When a quantity is described by a probability we define the uncertainty in the quantity by its standard deviation from the mean. To calculate the standard deviation of \(x\) and \(p\) we first calculate their second moments defined by:
\begin{align*}
\amp \langle x^2 \rangle = \int_{-\infty}^{\infty} \psi^*(x,t) x^2\: \psi (x,t) dx.\\
\amp \langle p^2 \rangle = \int_{-\infty}^{\infty} \psi^*(x,t) \left[ -\hbar^2 \dfrac{\partial^2 }{\partial x^2}\right] \: \psi(x,t)dx.
\end{align*}
The standard deviations of \(x\) and \(p\text{,}\) which are a measure of uncertainty in the values of \(x\) and \(p\text{,}\) are
\begin{align*}
\amp \Delta x = \sqrt{\langle x^2 \rangle - \langle x \rangle^2},\\
\amp \Delta p = \sqrt{\langle p^2 \rangle - \langle p \rangle^2}.
\end{align*}
Werner Heisenberg showed that for all systems the product of the uncertainties in position and momentum has a lower bound as given by the following inequality.
\begin{equation}
\Delta x \Delta p \geq \dfrac{\hbar}{2}.\tag{51.12}
\end{equation}
This relation is called Heisenberg’s uncertainty principle for position and momentum.

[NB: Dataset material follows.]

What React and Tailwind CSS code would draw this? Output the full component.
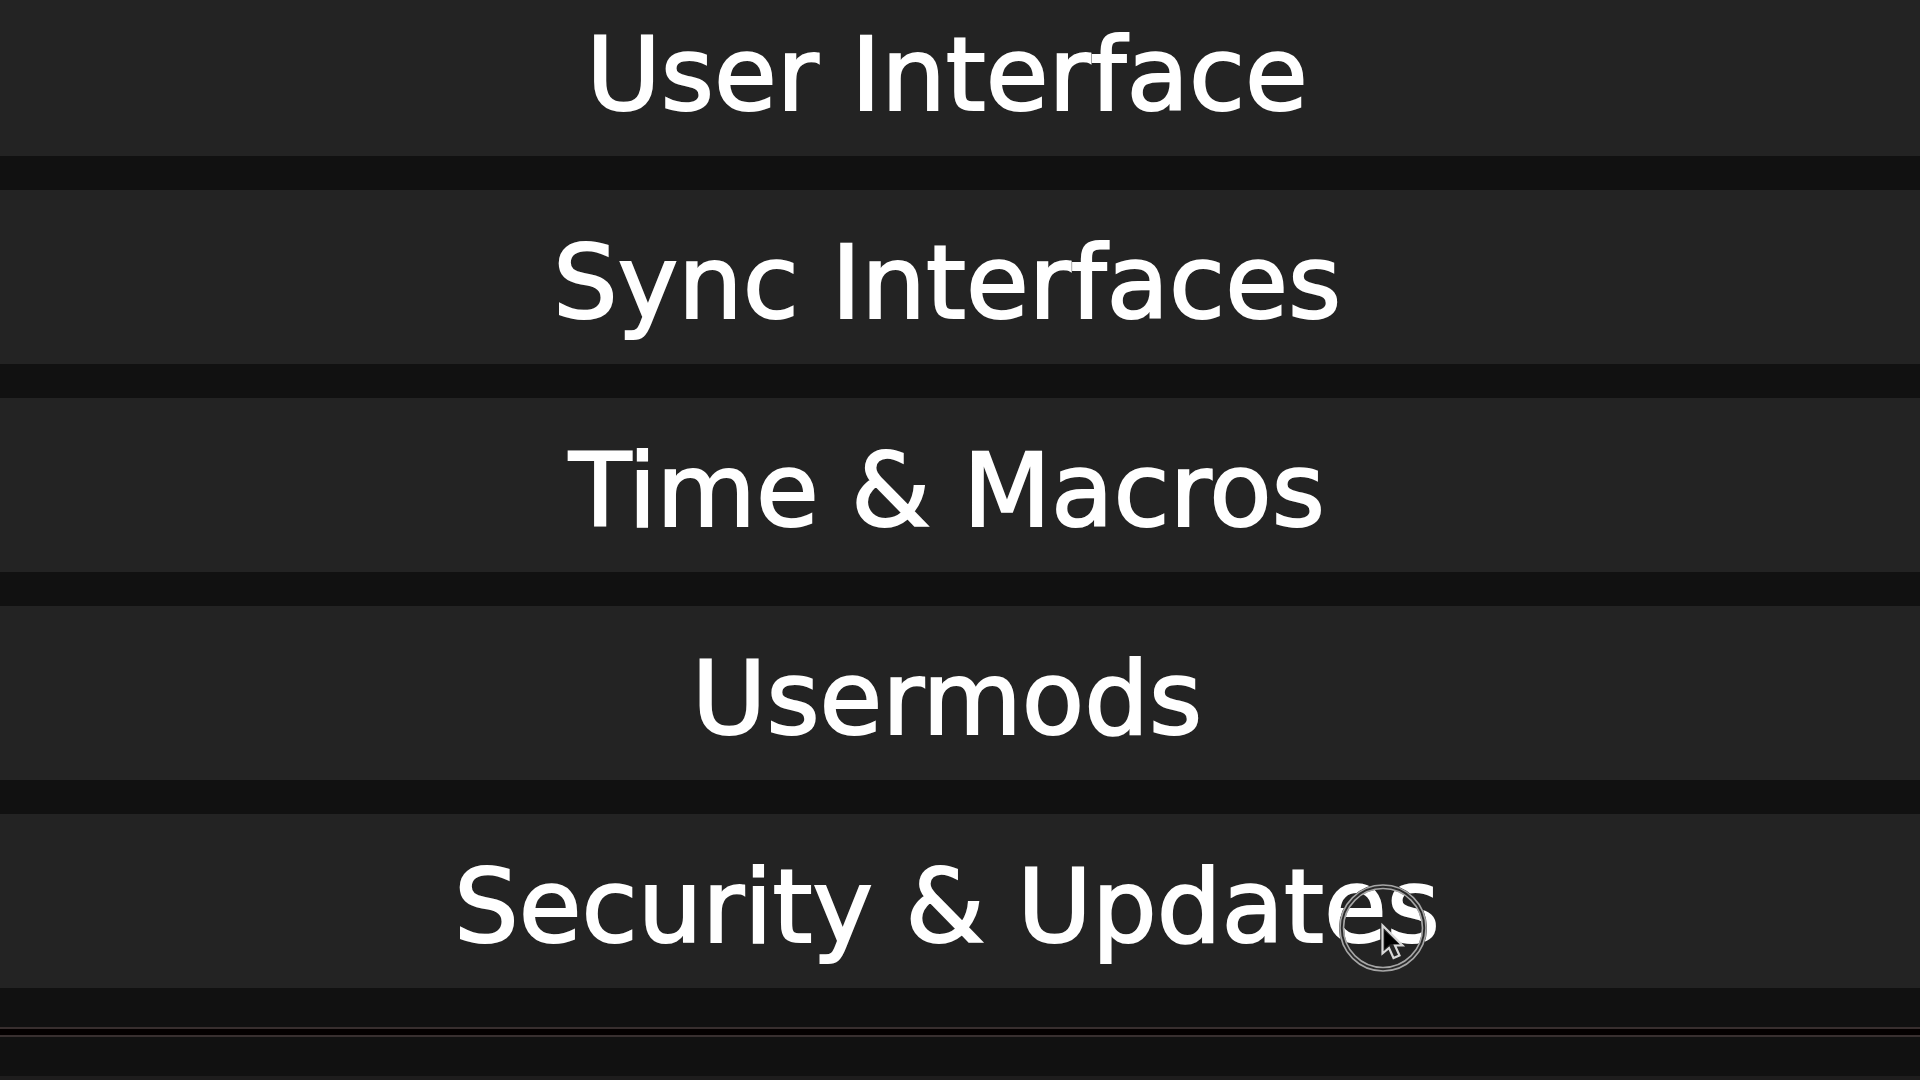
const items = [
  'User Interface',
  'Sync Interfaces',
  'Time & Macros',
  'Usermods',
  'Security & Updates',
];

function Pointer() {
  return (
    <svg
      className="pointer-events-none absolute left-[1337px] top-[882px] h-[92px] w-[92px]"
      viewBox="0 0 92 92"
      fill="none"
      aria-hidden="true"
    >
      <circle cx="46" cy="46" r="41.5" stroke="#2a2a2a" strokeWidth="5" />
      <circle cx="46" cy="46" r="43" stroke="#a6a6a6" strokeWidth="1.6" />
      <circle cx="46" cy="46" r="39.5" stroke="#a6a6a6" strokeWidth="1.6" />
      <path
        d="M45.5 43.5V71.5L52 66L56.5 76L62.5 73.5L58 63.5H65.5Z"
        fill="#242424"
        stroke="#d8d8d8"
        strokeWidth="2.2"
      />
      <path d="M47.5 49V67L52.5 62.5L55 62H62Z" fill="#000000" />
    </svg>
  );
}

export default function App() {
  return (
    <div className="relative flex h-screen flex-col overflow-hidden bg-[#111111] font-['Verdana','DejaVu_Sans',sans-serif] text-white">
      <nav className="-mt-[18px] flex shrink-0 flex-col gap-[34px]">
        {items.map((label) => (
          <button
            key={label}
            type="button"
            className="w-full cursor-default bg-[#232323] pt-[33px] pr-[26px] pb-[21px] text-center text-[102px] leading-[120px] whitespace-nowrap [-webkit-text-stroke:2px_white]"
          >
            {label}
          </button>
        ))}
      </nav>
      <div className="mt-[39px] h-[10px] shrink-0 border-y-2 border-[#382f2f] bg-[#040000]" />
      <div className="mt-[39px] flex-1 bg-[#1e1d1d]" />
      <Pointer />
    </div>
  );
}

It says that when the position of a particle is known with more precision, i.e., when \(\Delta x\) is small, the momentum would be more uncertain so that the product of the uncertainties cannot be less than \(\hbar/2\text{.}\) That is, if you try to localize a particle in a small space its momentum will become uncertain and vice versa.

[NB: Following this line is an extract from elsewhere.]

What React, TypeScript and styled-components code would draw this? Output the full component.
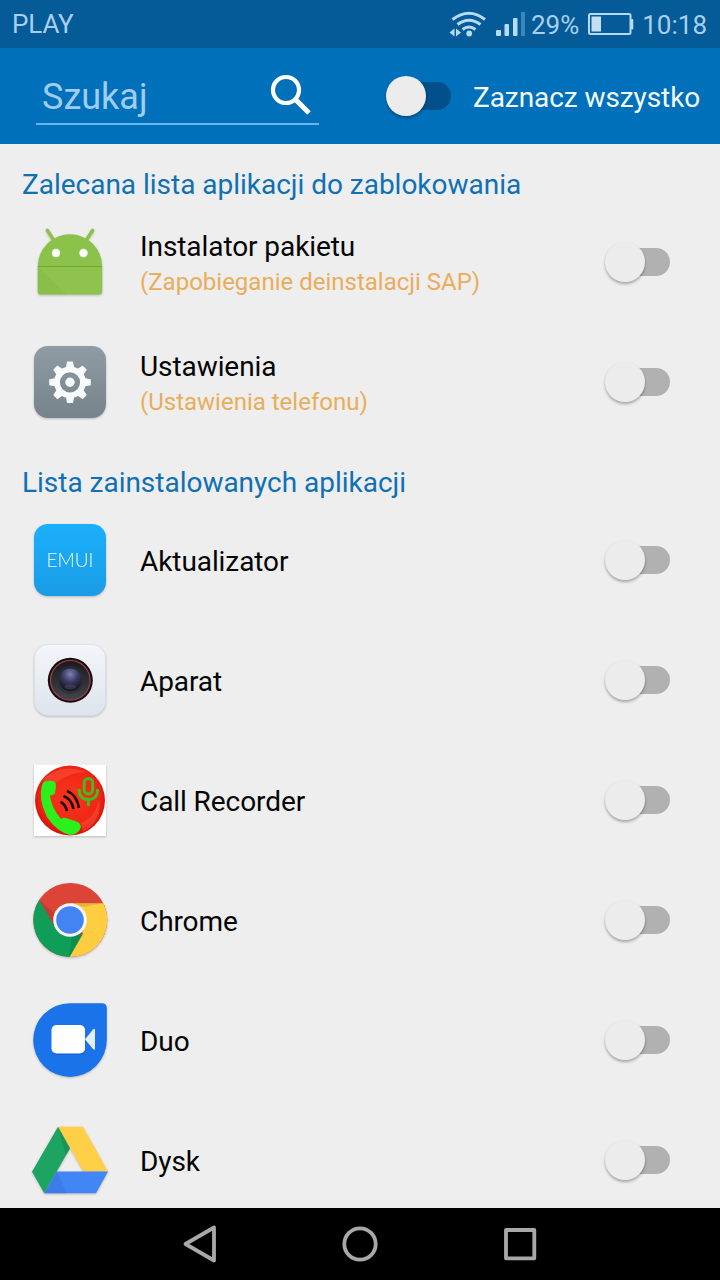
import React from 'react';
import styled, { createGlobalStyle } from 'styled-components';

const GlobalStyle = createGlobalStyle`
    * {
        box-sizing: border-box;
    }

    body {
        margin: 0;
        font-family: Roboto, "Liberation Sans", sans-serif;
        background-color: #eeeeee;
    }
`;

const Screen = styled.div`
    display: flex;
    flex-direction: column;
    width: 720px;
    height: 1280px;
    overflow: hidden;
    background-color: #eeeeee;
`;

const StatusBar = styled.div`
    display: flex;
    align-items: center;
    flex: none;
    height: 48px;
    padding: 0 13px 0 12px;
    font-size: 26px;
    line-height: 48px;
    color: #a9cfee;
    background-color: #045b97;
`;

const Carrier = styled.span`
    flex: 1;
    letter-spacing: -0.1px;
`;

const StatusIcons = styled.svg`
    display: block;
    margin-right: 6px;
`;

const Battery = styled.svg`
    display: block;
    margin: 0 8px 0 9px;
`;

const StatusText = styled.span`
    padding-top: 1px;
`;

const Toolbar = styled.div`
    display: flex;
    align-items: center;
    flex: none;
    height: 96px;
    padding: 0 20px 0 36px;
    background-color: #0070bb;
`;

const SearchField = styled.div`
    display: flex;
    align-items: center;
    justify-content: space-between;
    flex: none;
    width: 283px;
    height: 58px;
    padding: 0 6px;
    border-bottom: 2px solid #66b5ee;
`;

const SearchHint = styled.span`
    padding-top: 4px;
    font-size: 36px;
    line-height: 42px;
    color: #9fcdf0;
`;

const ToggleLabel = styled.span`
    margin-left: 22px;
    padding-top: 3px;
    font-size: 28px;
    line-height: 36px;
    letter-spacing: -0.08px;
    white-space: nowrap;
    color: #f2fafd;
`;

const Track = styled.div<{ $color: string }>`
    display: flex;
    align-items: center;
    flex: none;
    width: 61px;
    height: 28px;
    border-radius: 14px;
    background-color: ${props => props.$color};
`;

const Thumb = styled.div`
    flex: none;
    width: 40px;
    height: 40px;
    margin-left: -4px;
    border-radius: 50%;
    background-color: #ececec;
    box-shadow: 0 2px 3px rgba(0, 0, 0, 0.3);
`;

const SelectAll = styled.div`
    display: flex;
    align-items: center;
    flex: none;
    margin-left: 71px;
`;

const AppList = styled.div`
    flex: 1;
    min-height: 0;
    overflow: hidden;
`;

const SectionTitle = styled.div`
    height: 58px;
    padding: 23px 22px 0;
    font-size: 28px;
    line-height: 36px;
    letter-spacing: -0.02px;
    white-space: nowrap;
    color: #0f70b4;
`;

const Row = styled.div`
    display: flex;
    align-items: center;
    height: 120px;
    padding: 0 50px 0 20px;
`;

const Labels = styled.div`
    flex: 1;
    padding: 3px 0 0 20px;
    white-space: nowrap;
`;

const AppName = styled.div`
    font-size: 28px;
    line-height: 36px;
    letter-spacing: -0.08px;
    color: #050505;
`;

const AppNote = styled.div`
    font-size: 24px;
    line-height: 34px;
    color: #e9ad5b;
`;

const IconBox = styled.svg`
    display: block;
    flex: none;
    width: 100px;
    height: 90px;
    filter: drop-shadow(0 1px 1px rgba(0, 0, 0, 0.22));
`;

const BadgeText = styled.text`
    font-family: Lato, Roboto, sans-serif;
    font-size: 20px;
    font-weight: 300;
    fill: #f2faff;
`;

const NavBar = styled.div`
    display: flex;
    align-items: center;
    justify-content: center;
    gap: 112px;
    flex: none;
    height: 72px;
    background-color: #000000;
`;

const NavIcon = styled.svg`
    width: 48px;
    height: 48px;
    fill: none;
    stroke: #a8a8a8;
    stroke-width: 3.8;
    stroke-linejoin: round;
`;

const PackageIcon = () => (
    <IconBox viewBox="0 2 100 90">
        <path d="M27.300 15.300 34 25.500M72.700 15.300 66 25.500" stroke="#8bc34a" strokeWidth="3.400" strokeLinecap="round" />
        <path d="M17.800 51.500A32.200 32.200 0 0 1 82.200 51.500Z" fill="#8bc34a" />
        <path d="M17.800 51H82.200V76.500Q82.200 79.500 79.200 79.500H20.800Q17.800 79.500 17.800 76.500Z" fill="#8ec44e" />
        <path d="M18 51H82V52H18Z" fill="#72a43a" />
        <path d="M18.500 52 46 79.500H20.800Q17.800 79.500 17.800 76.500V52Z" fill="#82b745" opacity=".45" />
        <circle cx="36" cy="38" r="4.200" fill="#fff" />
        <circle cx="63.500" cy="38" r="4.200" fill="#fff" />
    </IconBox>
);

const teeth = [0, 45, 90, 135, 180, 225, 270, 315];

const SettingsIcon = () => (
    <IconBox viewBox="0 2 100 90">
        <defs>
            <linearGradient id="settingsBg" x1="0" y1="0" x2="0" y2="1">
                <stop offset="0" stopColor="#8f9ca3" />
                <stop offset="1" stopColor="#75838b" />
            </linearGradient>
        </defs>
        <rect x="14" y="11" width="72" height="72" rx="14" fill="url(#settingsBg)" />
        <g fill="#f8fbfc">
            {teeth.map(angle => (
                <path key={angle} d="M45.300 36 47 26.500H53L54.700 36Z" transform={`rotate(${angle} 50 47.300)`} />
            ))}
        </g>
        <circle cx="50" cy="47.300" r="13" fill="none" stroke="#f8fbfc" strokeWidth="5.800" />
        <circle cx="50" cy="47.300" r="4.700" fill="#f8fbfc" />
    </IconBox>
);

const EmuiIcon = () => (
    <IconBox viewBox="0 0 100 90">
        <defs>
            <linearGradient id="emuiBg" x1="0" y1="0" x2="0" y2="1">
                <stop offset="0" stopColor="#1bb0fb" />
                <stop offset="1" stopColor="#1a9ce6" />
            </linearGradient>
        </defs>
        <rect x="14" y="9" width="72" height="72" rx="14" fill="url(#emuiBg)" />
        <BadgeText x="26.500" y="51.800" textLength="47" lengthAdjust="spacingAndGlyphs">EMUI</BadgeText>
    </IconBox>
);

const CameraIcon = () => (
    <IconBox viewBox="0 0 100 90">
        <defs>
            <linearGradient id="cameraBg" x1="0" y1="0" x2="0" y2="1">
                <stop offset="0" stopColor="#f3f6fa" />
                <stop offset="1" stopColor="#dde4eb" />
            </linearGradient>
            <linearGradient id="cameraRing" x1="0" y1="0" x2="0" y2="1">
                <stop offset="0" stopColor="#17191e" />
                <stop offset="1" stopColor="#41464a" />
            </linearGradient>
            <radialGradient id="cameraLens" cx=".5" cy=".25" r=".7">
                <stop offset="0" stopColor="#7b82b4" />
                <stop offset=".5" stopColor="#3a3b60" />
                <stop offset="1" stopColor="#151520" />
            </radialGradient>
        </defs>
        <rect x="14.500" y="9.500" width="71" height="71" rx="14" fill="url(#cameraBg)" stroke="#d8dee5" strokeWidth=".6" />
        <circle cx="50.300" cy="45.300" r="22.500" fill="#160f12" />
        <circle cx="50.300" cy="45.300" r="19.800" fill="url(#cameraRing)" stroke="#a93e4b" strokeWidth="1.200" />
        <circle cx="50.300" cy="44.800" r="14" fill="#2c2d35" opacity=".7" />
        <circle cx="50.300" cy="44.800" r="11.300" fill="url(#cameraLens)" />
        <ellipse cx="50.300" cy="52" rx="6" ry="2.500" fill="#5d4a63" opacity=".45" />
    </IconBox>
);

const RecorderIcon = () => (
    <IconBox viewBox="0 0 100 90">
        <defs>
            <radialGradient id="recorderBg" cx=".5" cy=".45" r=".55">
                <stop offset="0" stopColor="#f9361b" />
                <stop offset=".75" stopColor="#ef2617" />
                <stop offset="1" stopColor="#d80f08" />
            </radialGradient>
        </defs>
        <rect x="14" y="9.500" width="72" height="71.500" fill="#fff" />
        <circle cx="50" cy="45.500" r="35" fill="url(#recorderBg)" />
        <path d="M25 22Q45 8 66 17Q52 17 40 25Q29 32 23 43Q20 31 25 22Z" fill="#ff694d" opacity=".35" />
        <path d="M61 68Q76 62 79 44Q83 66 63 77Z" fill="#ff7a5c" opacity=".3" />
        <path
            d="M24 27Q27 25 33 26Q36 27 36 31L35 38Q34 40 30 40.500Q31 52 41 64Q43 62 46 63L58 67Q61 69 61 72Q58 80 50 80Q37 77 27 62Q18 44 22 30Z"
            fill="#2bf01b"
        />
        <g fill="none" stroke="#1d0503" strokeWidth="2.600">
            <path d="M47 36Q57 40 59 53" />
            <path d="M43.500 41Q51.500 44 53.500 54" />
            <path d="M40.500 47Q45.500 49 47 56" />
        </g>
        <g fill="none" stroke="#3cbf1f" strokeWidth="2.900">
            <rect x="64.200" y="23.500" width="8.500" height="15.500" rx="4.250" />
            <path d="M59 34Q59 44.500 68.400 44.500T77.600 34M68.400 44.500V51" />
        </g>
    </IconBox>
);

const ChromeIcon = () => (
    <IconBox viewBox="0 0 100 90">
        <defs>
            <clipPath id="chromeClip">
                <circle cx="50.300" cy="45" r="37" />
            </clipPath>
        </defs>
        <g clipPath="url(#chromeClip)">
            <rect x="10" y="5" width="80" height="80" fill="#db4437" />
            <path d="M0 0 19.300 25 35.500 53 63 60 49 90H0Z" fill="#109d58" />
            <path d="M50.300 28.300H95V90H45L63 59Z" fill="#ffcd40" />
            <path d="M19.300 25 34 50 36 40Z" fill="#8e2a20" opacity=".3" />
            <path d="M50 28.300H82L63 32Z" fill="#b88b1c" opacity=".35" />
            <path d="M64 55 49 82 52 61Z" fill="#096139" opacity=".25" />
        </g>
        <circle cx="50" cy="45" r="16.800" fill="#f4f6f8" />
        <circle cx="50" cy="45" r="13.800" fill="#4384f3" />
    </IconBox>
);

const DuoIcon = () => (
    <IconBox viewBox="0 0 100 90">
        <path d="M50 8.300H82Q86.800 8.300 86.800 13V45A36.800 36.800 0 1 1 50 8.300Z" fill="#1a73e8" />
        <path d="M37 31.500H61Q65 31.500 65 35.500V56Q65 60 61 60H37Q33 60 33 56V35.500Q33 31.500 37 31.500Z" fill="#0d55b5" opacity=".5" />
        <rect x="31.500" y="30" width="33.500" height="28.500" rx="5" fill="#fff" />
        <path d="M65 44.300 73 34.500Q75 32.800 75 35V53.500Q75 55.800 73 54Z" fill="#e3eefc" />
    </IconBox>
);

const DriveIcon = () => (
    <IconBox viewBox="0 0 100 90">
        <path d="M38 11.700H63L88 56.500H63.500Z" fill="#ffcf48" />
        <path d="M38 11.700 50 33.300 24.300 78.300 12 56.800Z" fill="#1da462" />
        <path d="M36.500 56.500H88L76 78.300H24.300Z" fill="#4285f4" />
        <path d="M36.500 56.500 47 78.300H24.300Z" fill="#2d62c8" opacity=".25" />
        <path d="M38 11.700 50 33.300 46 40Z" fill="#0a6237" opacity=".25" />
    </IconBox>
);

type AppEntry = {
    name: string;
    note?: string;
    Icon: () => React.JSX.Element;
};

const recommendedApps: AppEntry[] = [
    { name: 'Instalator pakietu', note: '(Zapobieganie deinstalacji SAP)', Icon: PackageIcon },
    { name: 'Ustawienia', note: '(Ustawienia telefonu)', Icon: SettingsIcon },
];

const installedApps: AppEntry[] = [
    { name: 'Aktualizator', Icon: EmuiIcon },
    { name: 'Aparat', Icon: CameraIcon },
    { name: 'Call Recorder', Icon: RecorderIcon },
    { name: 'Chrome', Icon: ChromeIcon },
    { name: 'Duo', Icon: DuoIcon },
    { name: 'Dysk', Icon: DriveIcon },
];

const Toggle = ({ color = '#b1b1b1' }: { color?: string }) => (
    <Track $color={color}>
        <Thumb />
    </Track>
);

const AppRow = ({ name, note, Icon }: AppEntry) => (
    <Row>
        <Icon />
        <Labels>
            <AppName>{name}</AppName>
            {note && <AppNote>{note}</AppNote>}
        </Labels>
        <Toggle />
    </Row>
);

function App() {
    return (
        <Screen>
            <GlobalStyle />
            <StatusBar>
                <Carrier>PLAY</Carrier>
                {/* wifi and signal strength */}
                <StatusIcons width="78" height="48" viewBox="447 0 78 48">
                    <g fill="none" stroke="#b5dbf6" strokeWidth="3.100">
                        <path d="M452.500 19.500Q469 7 485 19.500" />
                        <path d="M457.500 24.500Q469 16 480.500 24.500" />
                        <path d="M462.500 29.500Q469 24.500 475.500 29.500" />
                    </g>
                    <circle cx="469.200" cy="33.500" r="2.900" fill="#b5dbf6" />
                    <path d="M454.500 28.500V36.500L449.500 32.500ZM456 28.500V36.500L461 32.500Z" fill="#b5dbf6" />
                    <g fill="#b5dbf6">
                        <rect x="496" y="30" width="5" height="6" rx="1" />
                        <rect x="504.500" y="24" width="4.500" height="12" rx="1" />
                        <rect x="513" y="18" width="4.500" height="18" rx="1" />
                    </g>
                    <rect x="521" y="12" width="4" height="24" fill="#3c86bf" />
                </StatusIcons>
                <StatusText>29%</StatusText>
                <Battery width="46" height="48" viewBox="588 0 46 48">
                    <rect x="589" y="14" width="41.500" height="20" rx="1.500" fill="none" stroke="#b5dbf6" strokeWidth="2" />
                    <rect x="591.500" y="16.500" width="9.500" height="15" fill="#c3dff0" />
                    <rect x="631" y="19" width="2.300" height="10.500" rx="1" fill="#b5dbf6" />
                </Battery>
                <StatusText>10:18</StatusText>
            </StatusBar>
            <Toolbar>
                <SearchField>
                    <SearchHint>Szukaj</SearchHint>
                    <svg width="44" height="44" viewBox="269 73 44 44" fill="none" stroke="#fff">
                        <circle cx="286" cy="90" r="13" strokeWidth="4.200" />
                        <path d="M295.500 99.500 309 113" strokeWidth="5" />
                    </svg>
                </SearchField>
                <SelectAll>
                    <Toggle color="#01508b" />
                    <ToggleLabel>Zaznacz wszystko</ToggleLabel>
                </SelectAll>
            </Toolbar>
            <AppList>
                <SectionTitle>Zalecana lista aplikacji do zablokowania</SectionTitle>
                {recommendedApps.map(app => <AppRow key={app.name} {...app} />)}
                <SectionTitle>Lista zainstalowanych aplikacji</SectionTitle>
                {installedApps.map(app => <AppRow key={app.name} {...app} />)}
            </AppList>
            <NavBar>
                <NavIcon viewBox="0 0 48 48">
                    <path d="M9.500 24 38 7.500V40.500Z" />
                </NavIcon>
                <NavIcon viewBox="0 0 48 48">
                    <circle cx="24" cy="24" r="15.700" />
                </NavIcon>
                <NavIcon viewBox="0 0 48 48">
                    <rect x="10" y="10" width="28.300" height="28.300" />
                </NavIcon>
            </NavBar>
        </Screen>
    );
}

export default App;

Sometimes the uncertainty in momentum is used to estimate the minimum kinetic energy the particle will have. For an uncertainty in momentum \(\Delta p\) we estimate that the minimum kinetic energy of the particle will be
\begin{equation*}
K.E. \sim \dfrac{(\Delta p)^2}{2m}.
\end{equation*}
Thus, if you try to confine a particle in a space of linear dimension \(a\text{,}\) that is for \(\Delta x = a/2\text{,}\) you would expect its kinetic energy to be at least
\begin{equation*}
K.E. \sim \dfrac{(\Delta p)^2}{2m} = \dfrac{\hbar^2}{2m (\Delta x)^2} = \dfrac{\hbar^2}{m a^2}.
\end{equation*}
This estimate gives a qualitatively correct answer in practical situations, such as the energy of an electron confined in an atom or in a nucleus. For instance, suppose you try to confine a particle in a potential well of height \(U_0\) and width \(a\text{.}\) If \(K.E.\) due to the uncertainty in the momentum due to confinement exceeds \(U_0\text{,}\) it will not be confined in the well.
\begin{equation*}
\textrm{Not confined if: }\quad\quad K.E. \ = \dfrac{\hbar^2}{m a^2} > U_0,\quad \longrightarrow\quad m a^2 U_0 \lt \hbar^2.
\end{equation*}
In three-dimensional space there is a Heiserberg uncertainty for each vector component of the momentum and position.
\begin{equation}
\Delta x \Delta p_x \geq \dfrac{\hbar}{2};\quad\quad \Delta y \Delta p_y \geq \dfrac{\hbar}{2};\quad \quad \Delta z \Delta p_z \geq \dfrac{\hbar}{2}.\tag{51.13}
\end{equation}
There are other similar relations in quantum mechanics. For instance, there is an energy-time uncertainty relation that states
\begin{equation*}
\Delta E \Delta t \ge \dfrac{\hbar}{2}.
\end{equation*}
This can be applied to find the lifetime of metastable states. Suppose we find that the energy released when a metastable state decay has a width \(\Delta E =\Gamma\text{,}\) then we can use the time-uncertainty relation to get an estimate of the lifetime of the metastable state to be
\begin{equation*}
\Delta t \sim \dfrac{\hbar}{2\:\Gamma}.
\end{equation*}